Stored dataset items:
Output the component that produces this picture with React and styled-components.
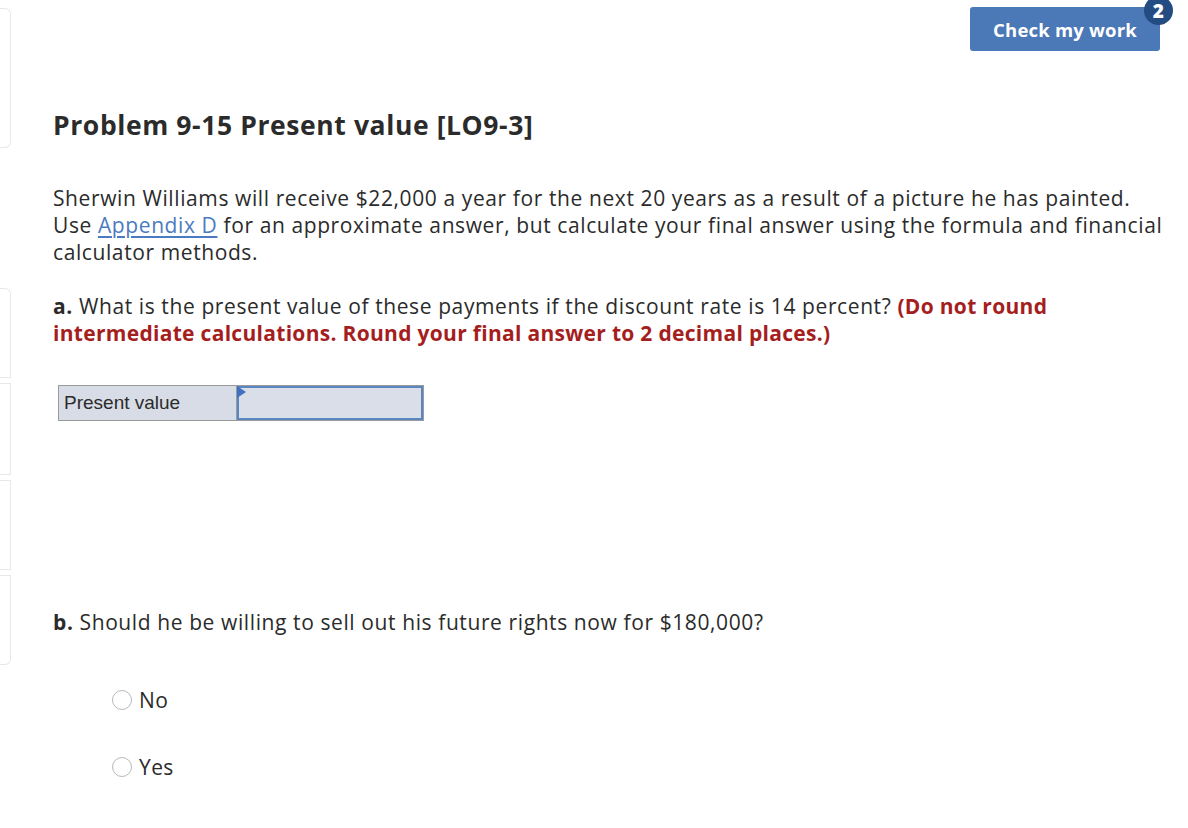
import React from "react";
import styled, { createGlobalStyle } from "styled-components";

const GlobalStyle = createGlobalStyle`
  *, *::before, *::after {
    box-sizing: border-box;
  }
  html, body {
    margin: 0;
    padding: 0;
    background: #ffffff;
  }
  body {
    font-family: "Open Sans", Lato, Arial, sans-serif;
    color: #2b2b2b;
  }
`;

const Page = styled.div`
  display: flex;
  width: 1188px;
  min-height: 828px;
`;

const SideRail = styled.div`
  display: flex;
  flex-direction: column;
  width: 11px;
  flex-shrink: 0;
  padding-top: 8px;
`;

const RailBox = styled.div`
  height: ${({ h }) => h}px;
  margin-top: ${({ gap }) => gap || 0}px;
  border: 1px solid #e8e8e8;
  border-left: none;
  border-radius: ${({ top, bottom }) =>
    `0 ${top ? 6 : 0}px ${bottom ? 6 : 0}px 0`};
`;

const Main = styled.div`
  flex: 1;
  min-width: 0;
  padding: 0 28px 0 42px;
`;

const TopBar = styled.div`
  display: flex;
  justify-content: flex-end;
  padding-top: 7px;
`;

const CheckButton = styled.button`
  position: relative;
  width: 190px;
  height: 44px;
  border: none;
  border-radius: 3px;
  background: #4b78b6;
  color: #ffffff;
  font-family: "Open Sans", Arial, sans-serif;
  font-weight: 700;
  font-size: 18.5px;
  letter-spacing: 0.2px;
  cursor: pointer;
`;

const Badge = styled.span`
  position: absolute;
  top: -11px;
  right: -13px;
  width: 29px;
  height: 29px;
  border-radius: 50%;
  background: #234c82;
  color: #ffffff;
  font-size: 19px;
  font-weight: 800;
  display: flex;
  align-items: center;
  justify-content: center;
`;

const Title = styled.h1`
  margin: 58px 0 0;
  font-size: 26.5px;
  font-weight: 700;
  line-height: 32px;
  letter-spacing: 0.6px;
  color: #2b2b2b;
`;

const Para = styled.p`
  margin: ${({ top }) => top}px 0 0;
  font-size: 21px;
  line-height: 27px;
  letter-spacing: 0.6px;
`;

const Line = styled.span`
  display: block;
  white-space: nowrap;
`;

const Link = styled.a`
  color: #4a7bc0;
  text-decoration: underline;
  text-underline-offset: 3px;
`;

const Strong = styled.b`
  font-weight: 700;
`;

const Warn = styled.b`
  color: #a51e1e;
  font-weight: 700;
  letter-spacing: 0.3px;
`;

const AnswerTable = styled.div`
  display: flex;
  width: 366px;
  height: 36px;
  margin: 38px 0 0 5px;
  border: 1px solid #9a9a9a;
  background: #d7dce6;
`;

const LabelCell = styled.div`
  width: 178px;
  display: flex;
  align-items: center;
  padding-left: 5px;
  border-right: 1px solid #9a9a9a;
  font-family: Arial, "Liberation Sans", sans-serif;
  font-size: 19px;
  color: #2b2b2b;
`;

const InputCell = styled.div`
  position: relative;
  flex: 1;
  border: 2px solid #5a86c2;
  background: #d9dee8;
`;

const Flag = styled.span`
  position: absolute;
  top: -2px;
  left: -2px;
  width: 0;
  height: 0;
  border-top: 6px solid transparent;
  border-bottom: 6px solid transparent;
  border-left: 9px solid #3e72c0;
`;

const Options = styled.div`
  display: flex;
  flex-direction: column;
  gap: 45px;
  margin: 53px 0 0 59px;
`;

const Option = styled.label`
  display: flex;
  align-items: center;
  gap: 7px;
  font-size: 21px;
  line-height: 22px;
  letter-spacing: 0.4px;
`;

const Radio = styled.span`
  width: 20px;
  height: 20px;
  border-radius: 50%;
  border: 1px solid #b8b8b8;
  background: #ffffff;
`;

export default function App() {
  return (
    <>
      <GlobalStyle />
      <Page>
        <SideRail>
          <RailBox h={140} top bottom />
          <RailBox h={90} gap={140} top />
          <RailBox h={92} gap={5} />
          <RailBox h={90} gap={5} />
          <RailBox h={90} gap={5} bottom />
        </SideRail>
        <Main>
          <TopBar>
            <CheckButton>
              Check my work
              <Badge>2</Badge>
            </CheckButton>
          </TopBar>
          <Title>Problem 9-15 Present value [LO9-3]</Title>
          <Para top={44}>
            <Line>
              Sherwin Williams will receive $22,000 a year for the next 20
              years as a result of a picture he has painted.
            </Line>
            <Line>
              Use <Link href="#">Appendix D</Link> for an approximate answer,
              but calculate your final answer using the formula and financial
            </Line>
            <Line>calculator methods.</Line>
          </Para>
          <Para top={27}>
            <Line>
              <Strong>a.</Strong> What is the present value of these payments
              if the discount rate is 14 percent? <Warn>(Do not round</Warn>
            </Line>
            <Line>
              <Warn>
                intermediate calculations. Round your final answer to 2 decimal
                places.)
              </Warn>
            </Line>
          </Para>
          <AnswerTable>
            <LabelCell>Present value</LabelCell>
            <InputCell>
              <Flag />
            </InputCell>
          </AnswerTable>
          <Para top={188}>
            <Strong>b.</Strong> Should he be willing to sell out his future
            rights now for $180,000?
          </Para>
          <Options>
            <Option>
              <Radio />
              No
            </Option>
            <Option>
              <Radio />
              Yes
            </Option>
          </Options>
        </Main>
      </Page>
    </>
  );
}
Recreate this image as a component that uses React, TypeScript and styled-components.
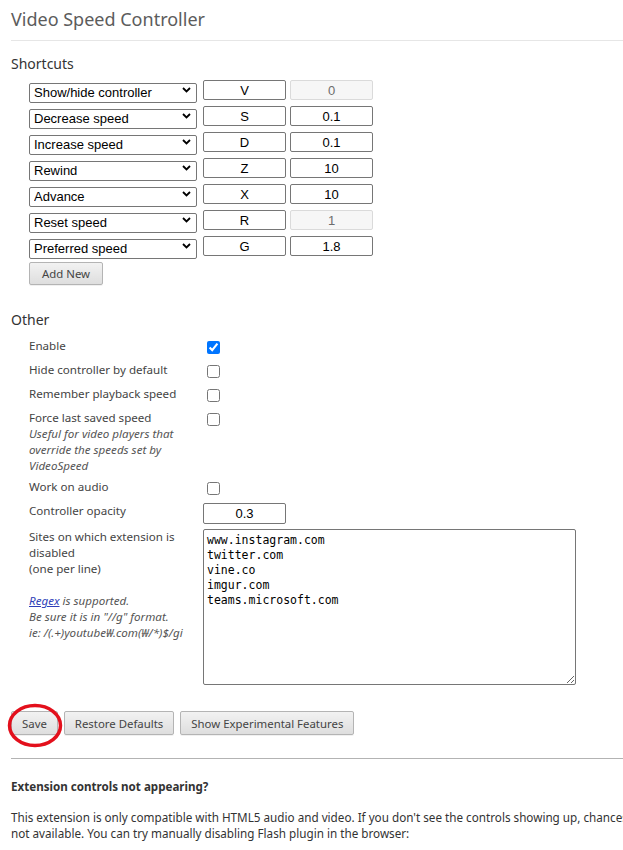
import React from 'react';
import styled, { createGlobalStyle } from 'styled-components';

const Global = createGlobalStyle`
  html, body { margin: 0; padding: 0; background: #fff; overflow: hidden; }
  body { font-family: "Noto Sans", "Open Sans", sans-serif; color: #333; }
`;

const Page = styled.div`
  width: 1500px;
  padding-left: 11px;
  box-sizing: border-box;
`;

const Header = styled.header`
  border-bottom: 1px solid #e6e6e6;
  padding-top: 7px;
  height: 33px;
`;

const Title = styled.h1`
  margin: 0;
  font-size: 18px;
  line-height: 24px;
  font-weight: 400;
  color: #5c5c5c;
`;

const SectionTitle = styled.h3<{ $top: number }>`
  margin: ${(p) => p.$top}px 0 0;
  font-size: 14px;
  line-height: 18px;
  font-weight: 400;
  color: #333;
`;

const ShortcutList = styled.div`
  display: flex;
  flex-direction: column;
  gap: 6px;
  margin: 7px 0 0 18px;
`;

const ShortcutRow = styled.div`
  display: flex;
  align-items: center;
`;

const SelectWrap = styled.div`
  position: relative;
  width: 168px;
  height: 20px;
  margin-right: 6px;
`;

const Select = styled.select`
  appearance: none;
  width: 100%;
  height: 100%;
  box-sizing: border-box;
  border: 1px solid #767676;
  border-radius: 2px;
  background: #fff;
  font-family: "Liberation Sans", Arial, sans-serif;
  font-size: 13px;
  color: #000;
  padding: 0 0 0 4px;
  margin: 0;
  outline: none;
`;

const Chevron = styled.svg`
  position: absolute;
  right: 6px;
  top: 7px;
  pointer-events: none;
`;

const ShortInput = styled.input<{ $gap?: number }>`
  width: 83px;
  height: 20px;
  box-sizing: border-box;
  margin: 0 ${(p) => p.$gap ?? 0}px 0 0;
  border: 1px solid #767676;
  border-radius: 2px;
  text-align: center;
  font-family: "Liberation Sans", Arial, sans-serif;
  font-size: 13px;
  color: #000;
  padding: 0;
  background: #fff;
  &:disabled {
    background: #f6f6f6;
    border-color: #dadada;
    color: #6d6d6d;
  }
`;

const GrayButton = styled.button<{ $h?: number; $pad?: number }>`
  height: ${(p) => p.$h ?? 24}px;
  padding: 0 ${(p) => p.$pad ?? 10}px;
  border: 1px solid #b4b4b4;
  border-radius: 2px;
  background: linear-gradient(#f2f2f2, #dedede);
  font-family: "Noto Sans", "Open Sans", sans-serif;
  font-size: 11.4px;
  color: #444;
  margin: 0;
  box-shadow: 0 1px 0 rgba(0, 0, 0, 0.06);
`;

const AddRow = styled.div`
  margin: 5px 0 0 18px;
`;

const OptionList = styled.div`
  margin: 9px 0 0 18px;
`;

const OptionRow = styled.div`
  display: grid;
  grid-template-columns: 174px 1fr;
  align-items: start;
  margin-bottom: 5px;
`;

const Label = styled.div`
  font-size: 11.6px;
  line-height: 16px;
  color: #444;
`;

const Note = styled.div`
  font-style: italic;
  color: #555;
`;

const Link = styled.a`
  color: #2f3fb8;
  text-decoration: underline;
`;

const Check = styled.input`
  width: 13px;
  height: 13px;
  margin: 3px 3px 3px 4px;
  display: block;
`;

const OpacityInput = styled(ShortInput)`
  height: 21px;
`;

const Sites = styled.textarea`
  display: block;
  width: 373px;
  height: 156px;
  box-sizing: border-box;
  margin: 0;
  padding: 3px 3px;
  border: 1px solid #767676;
  border-radius: 2px;
  font-family: "DejaVu Sans Mono", "Liberation Mono", monospace;
  font-size: 11.5px;
  line-height: 15px;
  color: #000;
  resize: both;
`;

const ButtonRow = styled.div`
  display: flex;
  gap: 6px;
  margin-top: 26px;
`;

const Marked = styled.div`
  position: relative;
  display: flex;
`;

const Circle = styled.svg`
  position: absolute;
  left: -4px;
  top: -8px;
  pointer-events: none;
`;

const Help = styled.section`
  margin-top: 23px;
  border-top: 1px solid #b3b3b3;
`;

const HelpTitle = styled.h4`
  margin: 20px 0 0;
  font-size: 11.6px;
  line-height: 16px;
  font-weight: 700;
  color: #333;
`;

const HelpText = styled.p`
  margin: 14px 0 0;
  font-size: 11.7px;
  line-height: 16px;
  color: #333;
  white-space: nowrap;
`;

const shortcuts = [
  { action: 'Show/hide controller', key: 'V', value: '0', disabled: true },
  { action: 'Decrease speed', key: 'S', value: '0.1' },
  { action: 'Increase speed', key: 'D', value: '0.1' },
  { action: 'Rewind', key: 'Z', value: '10' },
  { action: 'Advance', key: 'X', value: '10' },
  { action: 'Reset speed', key: 'R', value: '1', disabled: true },
  { action: 'Preferred speed', key: 'G', value: '1.8' },
];

const actions = shortcuts.map((s) => s.action);

const checks = [
  { label: 'Enable', checked: true },
  { label: 'Hide controller by default', checked: false },
  { label: 'Remember playback speed', checked: false },
];

export default function App() {
  return (
    <Page>
      <Global />
      <Header>
        <Title>Video Speed Controller</Title>
      </Header>

      <SectionTitle $top={14}>Shortcuts</SectionTitle>
      <ShortcutList>
        {shortcuts.map((s) => (
          <ShortcutRow key={s.action}>
            <SelectWrap>
              <Select defaultValue={s.action}>
                {actions.map((a) => (
                  <option key={a}>{a}</option>
                ))}
              </Select>
              <Chevron width="9" height="6" viewBox="0 0 9 6">
                <path d="M1 1 L4.5 4.5 L8 1" fill="none" stroke="#000" strokeWidth="1.8" />
              </Chevron>
            </SelectWrap>
            <ShortInput $gap={4} defaultValue={s.key} readOnly />
            <ShortInput defaultValue={s.value} disabled={s.disabled} readOnly />
          </ShortcutRow>
        ))}
      </ShortcutList>
      <AddRow>
        <GrayButton $h={23} $pad={12}>Add New</GrayButton>
      </AddRow>

      <SectionTitle $top={26}>Other</SectionTitle>
      <OptionList>
        {checks.map((c) => (
          <OptionRow key={c.label}>
            <Label>{c.label}</Label>
            <Check type="checkbox" defaultChecked={c.checked} />
          </OptionRow>
        ))}
        <OptionRow>
          <Label>
            Force last saved speed
            <Note>Useful for video players that override the speeds set by VideoSpeed</Note>
          </Label>
          <Check type="checkbox" />
        </OptionRow>
        <OptionRow>
          <Label>Work on audio</Label>
          <Check type="checkbox" />
        </OptionRow>
        <OptionRow>
          <Label>Controller opacity</Label>
          <OpacityInput defaultValue="0.3" readOnly />
        </OptionRow>
        <OptionRow>
          <Label>
            Sites on which extension is disabled
            <br />
            (one per line)
            <br />
            <br />
            <Note>
              <Link href="#">Regex</Link> is supported.
              <br />
              Be sure it is in "//g" format.
              <br />
              ie: /(.+)youtube₩.com(₩/*)$/gi
            </Note>
          </Label>
          <Sites
            spellCheck={false}
            defaultValue={'www.instagram.com\ntwitter.com\nvine.co\nimgur.com\nteams.microsoft.com'}
          />
        </OptionRow>
      </OptionList>

      <ButtonRow>
        <Marked>
          <GrayButton>Save</GrayButton>
          <Circle width="56" height="45" viewBox="0 0 56 45">
            <ellipse cx="28" cy="22.5" rx="25.5" ry="20" fill="none" stroke="#e3101c" strokeWidth="3.5" />
          </Circle>
        </Marked>
        <GrayButton>Restore Defaults</GrayButton>
        <GrayButton>Show Experimental Features</GrayButton>
      </ButtonRow>

      <Help>
        <HelpTitle>Extension controls not appearing?</HelpTitle>
        <HelpText>
          This extension is only compatible with HTML5 audio and video. If you don't see the controls showing up, chances are you are viewing a Flash video. If you want to confirm, try right-clicking on the video and inspect the menu: if it mentions flash, then that's the issue. That said, <b>most sites will fallback to HTML5</b> if they detect that Flash is
          <br />
          not available. You can try manually disabling Flash plugin in the browser:
        </HelpText>
      </Help>
    </Page>
  );
}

• _Directions for this task_
Copy out each line in the listing that has the word "picture".

• _Answer_
Output the component that produces this picture with React and styled-components.
              years as a result of a picture he has painted.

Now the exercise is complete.